--- begin Data ---
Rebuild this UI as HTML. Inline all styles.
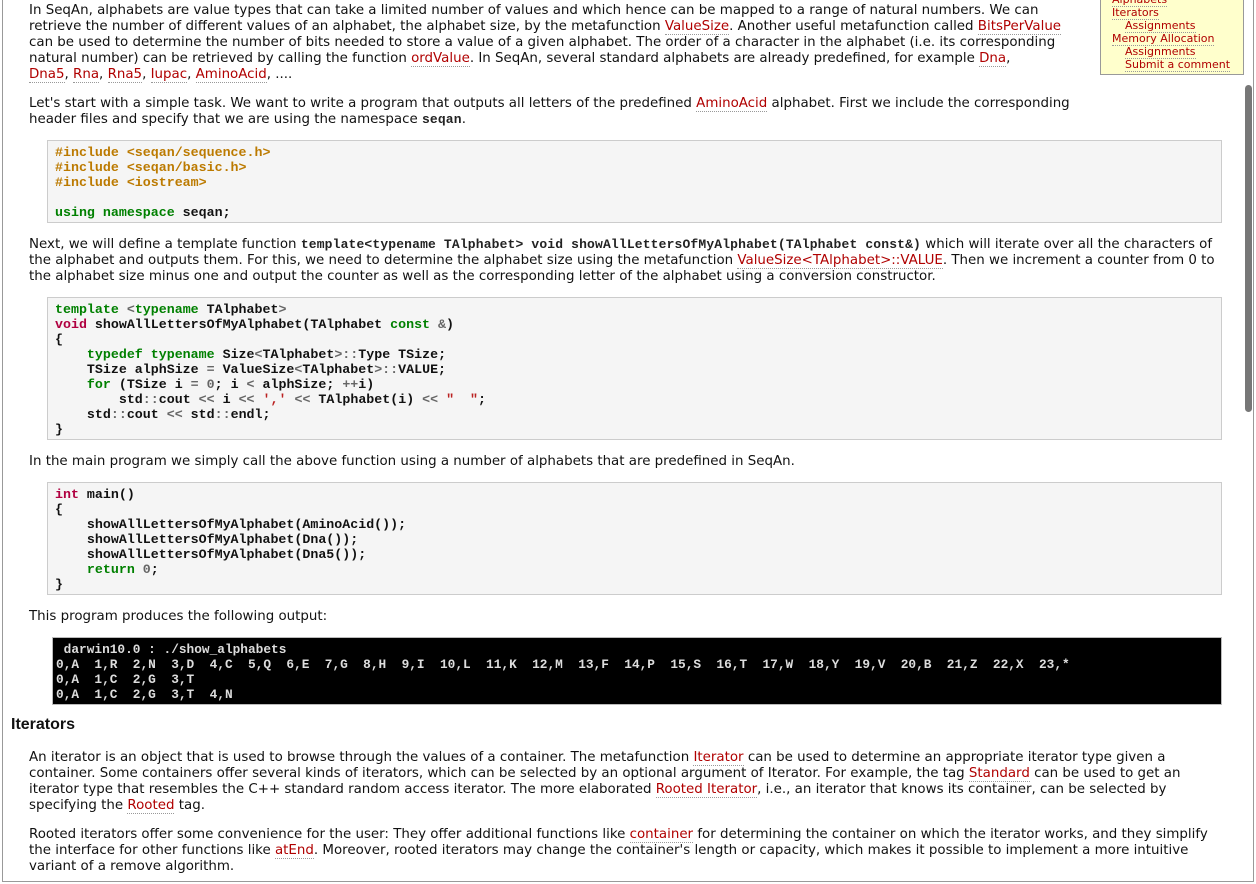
<!DOCTYPE html>
<html><head><meta charset="utf-8"><style>
html,body{margin:0;padding:0;width:1256px;height:884px;overflow:hidden;background:#fff}
body{position:relative;font-family:"DejaVu Sans","Liberation Sans",sans-serif;font-size:13.4px;color:#111}
.frame{position:absolute;left:2px;top:-2px;width:1252px;height:884px;border:1px solid #999;box-sizing:border-box}
.p{position:absolute;left:29px;line-height:16px;white-space:nowrap}
a{color:#b00000;text-decoration:none;border-bottom:1px dotted #999}
code.i{font-family:"Liberation Mono",monospace;font-size:13px;font-weight:bold;color:#222;letter-spacing:0.15px}
.code{position:absolute;left:47px;width:1175px;background:#f5f5f5;border:1px solid #ccc;box-sizing:border-box;font-family:"Liberation Mono",monospace;font-weight:bold;font-size:13.3px;line-height:15px;padding:4px 7px;white-space:pre;color:#111}
.k{color:#008000;font-weight:bold}
.t{color:#b00040}
.pp{color:#bc7a00}
.s{color:#ba2121}
.o{color:#666}
.term{position:absolute;left:52px;top:637px;width:1170px;height:68px;background:#000;color:#ddd;border:1px solid #bbb;box-sizing:border-box;font-family:"Liberation Mono",monospace;font-weight:bold;font-size:12.8px;line-height:15px;padding:4px 3px;white-space:pre}
h3{position:absolute;left:11px;top:716px;margin:0;font-family:"Liberation Sans",sans-serif;font-size:16px;font-weight:bold;color:#111}
.side{position:absolute;left:1100px;top:-10px;width:144px;height:85px;background:#ffffcc;border:1px solid #999;box-sizing:border-box;font-size:11px;line-height:13px;padding:2px 0 0 11px}
.side div{white-space:nowrap}
.sb{position:absolute;left:1245px;top:85px;width:7px;height:327px;background:#777;border-radius:4px}
</style></head><body>
<div class="frame"></div>
<div class="p" style="top:3px">In SeqAn, alphabets are value types that can take a limited number of values and which hence can be mapped to a range of natural numbers. We can<br>retrieve the number of different values of an alphabet, the alphabet size, by the metafunction <a>ValueSize</a>. Another useful metafunction called <a>BitsPerValue</a><br>can be used to determine the number of bits needed to store a value of a given alphabet. The order of a character in the alphabet (i.e. its corresponding<br>natural number) can be retrieved by calling the function <a>ordValue</a>. In SeqAn, several standard alphabets are already predefined, for example <a>Dna</a>,<br><a>Dna5</a>, <a>Rna</a>, <a>Rna5</a>, <a>Iupac</a>, <a>AminoAcid</a>, ....</div>
<div class="p" style="top:96px">Let's start with a simple task. We want to write a program that outputs all letters of the predefined <a>AminoAcid</a> alphabet. First we include the corresponding<br>header files and specify that we are using the namespace <code class="i">seqan</code>.</div>
<div class="code" style="top:140px;height:83px"><span class="pp">#include &lt;seqan/sequence.h&gt;
#include &lt;seqan/basic.h&gt;
#include &lt;iostream&gt;</span>

<span class="k">using namespace</span> seqan;</div>
<div class="p" style="top:237px">Next, we will define a template function <code class="i">template&lt;typename TAlphabet&gt; void showAllLettersOfMyAlphabet(TAlphabet const&amp;)</code> which will iterate over all the characters of<br>the alphabet and outputs them. For this, we need to determine the alphabet size using the metafunction <a>ValueSize&lt;TAlphabet&gt;::VALUE</a>. Then we increment a counter from 0 to<br>the alphabet size minus one and output the counter as well as the corresponding letter of the alphabet using a conversion constructor.</div>
<div class="code" style="top:297px;height:143px"><span class="k">template</span> <span class="o">&lt;</span><span class="k">typename</span> TAlphabet<span class="o">&gt;</span>
<span class="t">void</span> showAllLettersOfMyAlphabet(TAlphabet <span class="k">const</span> <span class="o">&amp;</span>)
{
    <span class="k">typedef</span> <span class="k">typename</span> Size<span class="o">&lt;</span>TAlphabet<span class="o">&gt;::</span>Type TSize;
    TSize alphSize <span class="o">=</span> ValueSize<span class="o">&lt;</span>TAlphabet<span class="o">&gt;::</span>VALUE;
    <span class="k">for</span> (TSize i <span class="o">=</span> <span class="o">0</span>; i <span class="o">&lt;</span> alphSize; <span class="o">++</span>i)
        std<span class="o">::</span>cout <span class="o">&lt;&lt;</span> i <span class="o">&lt;&lt;</span> <span class="s">','</span> <span class="o">&lt;&lt;</span> TAlphabet(i) <span class="o">&lt;&lt;</span> <span class="s">"  "</span>;
    std<span class="o">::</span>cout <span class="o">&lt;&lt;</span> std<span class="o">::</span>endl;
}</div>
<div class="p" style="top:454px">In the main program we simply call the above function using a number of alphabets that are predefined in SeqAn.</div>
<div class="code" style="top:482px;height:113px"><span class="t">int</span> main()
{
    showAllLettersOfMyAlphabet(AminoAcid());
    showAllLettersOfMyAlphabet(Dna());
    showAllLettersOfMyAlphabet(Dna5());
    <span class="k">return</span> <span class="o">0</span>;
}</div>
<div class="p" style="top:609px">This program produces the following output:</div>
<div class="term"> darwin10.0 : ./show_alphabets
0,A  1,R  2,N  3,D  4,C  5,Q  6,E  7,G  8,H  9,I  10,L  11,K  12,M  13,F  14,P  15,S  16,T  17,W  18,Y  19,V  20,B  21,Z  22,X  23,*
0,A  1,C  2,G  3,T
0,A  1,C  2,G  3,T  4,N</div>
<h3>Iterators</h3>
<div class="p" style="top:750px">An iterator is an object that is used to browse through the values of a container. The metafunction <a>Iterator</a> can be used to determine an appropriate iterator type given a<br>container. Some containers offer several kinds of iterators, which can be selected by an optional argument of Iterator. For example, the tag <a>Standard</a> can be used to get an<br>iterator type that resembles the C++ standard random access iterator. The more elaborated <a>Rooted Iterator</a>, i.e., an iterator that knows its container, can be selected by<br>specifying the <a>Rooted</a> tag.</div>
<div class="p" style="top:827px">Rooted iterators offer some convenience for the user: They offer additional functions like <a>container</a> for determining the container on which the iterator works, and they simplify<br>the interface for other functions like <a>atEnd</a>. Moreover, rooted iterators may change the container's length or capacity, which makes it possible to implement a more intuitive<br>variant of a remove algorithm.</div>
<div class="side">
<div><a>Alphabets</a></div>
<div><a>Iterators</a></div>
<div style="padding-left:13px"><a>Assignments</a></div>
<div><a>Memory Allocation</a></div>
<div style="padding-left:13px"><a>Assignments</a></div>
<div style="padding-left:13px"><a>Submit a comment</a></div>
</div>
<div class="sb"></div>
</body></html>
--- end Data ---
Task brief = The data above needs to be retyped exactly, with the images left out.

Expected answer =
Rebuild this UI as HTML. Inline all styles.
<!DOCTYPE html>
<html><head><meta charset="utf-8"><style>
html,body{margin:0;padding:0;width:1256px;height:884px;overflow:hidden;background:#fff}
body{position:relative;font-family:"DejaVu Sans","Liberation Sans",sans-serif;font-size:13.4px;color:#111}
.frame{position:absolute;left:2px;top:-2px;width:1252px;height:884px;border:1px solid #999;box-sizing:border-box}
.p{position:absolute;left:29px;line-height:16px;white-space:nowrap}
a{color:#b00000;text-decoration:none;border-bottom:1px dotted #999}
code.i{font-family:"Liberation Mono",monospace;font-size:13px;font-weight:bold;color:#222;letter-spacing:0.15px}
.code{position:absolute;left:47px;width:1175px;background:#f5f5f5;border:1px solid #ccc;box-sizing:border-box;font-family:"Liberation Mono",monospace;font-weight:bold;font-size:13.3px;line-height:15px;padding:4px 7px;white-space:pre;color:#111}
.k{color:#008000;font-weight:bold}
.t{color:#b00040}
.pp{color:#bc7a00}
.s{color:#ba2121}
.o{color:#666}
.term{position:absolute;left:52px;top:637px;width:1170px;height:68px;background:#000;color:#ddd;border:1px solid #bbb;box-sizing:border-box;font-family:"Liberation Mono",monospace;font-weight:bold;font-size:12.8px;line-height:15px;padding:4px 3px;white-space:pre}
h3{position:absolute;left:11px;top:716px;margin:0;font-family:"Liberation Sans",sans-serif;font-size:16px;font-weight:bold;color:#111}
.side{position:absolute;left:1100px;top:-10px;width:144px;height:85px;background:#ffffcc;border:1px solid #999;box-sizing:border-box;font-size:11px;line-height:13px;padding:2px 0 0 11px}
.side div{white-space:nowrap}
.sb{position:absolute;left:1245px;top:85px;width:7px;height:327px;background:#777;border-radius:4px}
</style></head><body>
<div class="frame"></div>
<div class="p" style="top:3px">In SeqAn, alphabets are value types that can take a limited number of values and which hence can be mapped to a range of natural numbers. We can<br>retrieve the number of different values of an alphabet, the alphabet size, by the metafunction <a>ValueSize</a>. Another useful metafunction called <a>BitsPerValue</a><br>can be used to determine the number of bits needed to store a value of a given alphabet. The order of a character in the alphabet (i.e. its corresponding<br>natural number) can be retrieved by calling the function <a>ordValue</a>. In SeqAn, several standard alphabets are already predefined, for example <a>Dna</a>,<br><a>Dna5</a>, <a>Rna</a>, <a>Rna5</a>, <a>Iupac</a>, <a>AminoAcid</a>, ....</div>
<div class="p" style="top:96px">Let's start with a simple task. We want to write a program that outputs all letters of the predefined <a>AminoAcid</a> alphabet. First we include the corresponding<br>header files and specify that we are using the namespace <code class="i">seqan</code>.</div>
<div class="code" style="top:140px;height:83px"><span class="pp">#include &lt;seqan/sequence.h&gt;
#include &lt;seqan/basic.h&gt;
#include &lt;iostream&gt;</span>

<span class="k">using namespace</span> seqan;</div>
<div class="p" style="top:237px">Next, we will define a template function <code class="i">template&lt;typename TAlphabet&gt; void showAllLettersOfMyAlphabet(TAlphabet const&amp;)</code> which will iterate over all the characters of<br>the alphabet and outputs them. For this, we need to determine the alphabet size using the metafunction <a>ValueSize&lt;TAlphabet&gt;::VALUE</a>. Then we increment a counter from 0 to<br>the alphabet size minus one and output the counter as well as the corresponding letter of the alphabet using a conversion constructor.</div>
<div class="code" style="top:297px;height:143px"><span class="k">template</span> <span class="o">&lt;</span><span class="k">typename</span> TAlphabet<span class="o">&gt;</span>
<span class="t">void</span> showAllLettersOfMyAlphabet(TAlphabet <span class="k">const</span> <span class="o">&amp;</span>)
{
    <span class="k">typedef</span> <span class="k">typename</span> Size<span class="o">&lt;</span>TAlphabet<span class="o">&gt;::</span>Type TSize;
    TSize alphSize <span class="o">=</span> ValueSize<span class="o">&lt;</span>TAlphabet<span class="o">&gt;::</span>VALUE;
    <span class="k">for</span> (TSize i <span class="o">=</span> <span class="o">0</span>; i <span class="o">&lt;</span> alphSize; <span class="o">++</span>i)
        std<span class="o">::</span>cout <span class="o">&lt;&lt;</span> i <span class="o">&lt;&lt;</span> <span class="s">','</span> <span class="o">&lt;&lt;</span> TAlphabet(i) <span class="o">&lt;&lt;</span> <span class="s">"  "</span>;
    std<span class="o">::</span>cout <span class="o">&lt;&lt;</span> std<span class="o">::</span>endl;
}</div>
<div class="p" style="top:454px">In the main program we simply call the above function using a number of alphabets that are predefined in SeqAn.</div>
<div class="code" style="top:482px;height:113px"><span class="t">int</span> main()
{
    showAllLettersOfMyAlphabet(AminoAcid());
    showAllLettersOfMyAlphabet(Dna());
    showAllLettersOfMyAlphabet(Dna5());
    <span class="k">return</span> <span class="o">0</span>;
}</div>
<div class="p" style="top:609px">This program produces the following output:</div>
<div class="term"> darwin10.0 : ./show_alphabets
0,A  1,R  2,N  3,D  4,C  5,Q  6,E  7,G  8,H  9,I  10,L  11,K  12,M  13,F  14,P  15,S  16,T  17,W  18,Y  19,V  20,B  21,Z  22,X  23,*
0,A  1,C  2,G  3,T
0,A  1,C  2,G  3,T  4,N</div>
<h3>Iterators</h3>
<div class="p" style="top:750px">An iterator is an object that is used to browse through the values of a container. The metafunction <a>Iterator</a> can be used to determine an appropriate iterator type given a<br>container. Some containers offer several kinds of iterators, which can be selected by an optional argument of Iterator. For example, the tag <a>Standard</a> can be used to get an<br>iterator type that resembles the C++ standard random access iterator. The more elaborated <a>Rooted Iterator</a>, i.e., an iterator that knows its container, can be selected by<br>specifying the <a>Rooted</a> tag.</div>
<div class="p" style="top:827px">Rooted iterators offer some convenience for the user: They offer additional functions like <a>container</a> for determining the container on which the iterator works, and they simplify<br>the interface for other functions like <a>atEnd</a>. Moreover, rooted iterators may change the container's length or capacity, which makes it possible to implement a more intuitive<br>variant of a remove algorithm.</div>
<div class="side">
<div><a>Alphabets</a></div>
<div><a>Iterators</a></div>
<div style="padding-left:13px"><a>Assignments</a></div>
<div><a>Memory Allocation</a></div>
<div style="padding-left:13px"><a>Assignments</a></div>
<div style="padding-left:13px"><a>Submit a comment</a></div>
</div>
<div class="sb"></div>
</body></html>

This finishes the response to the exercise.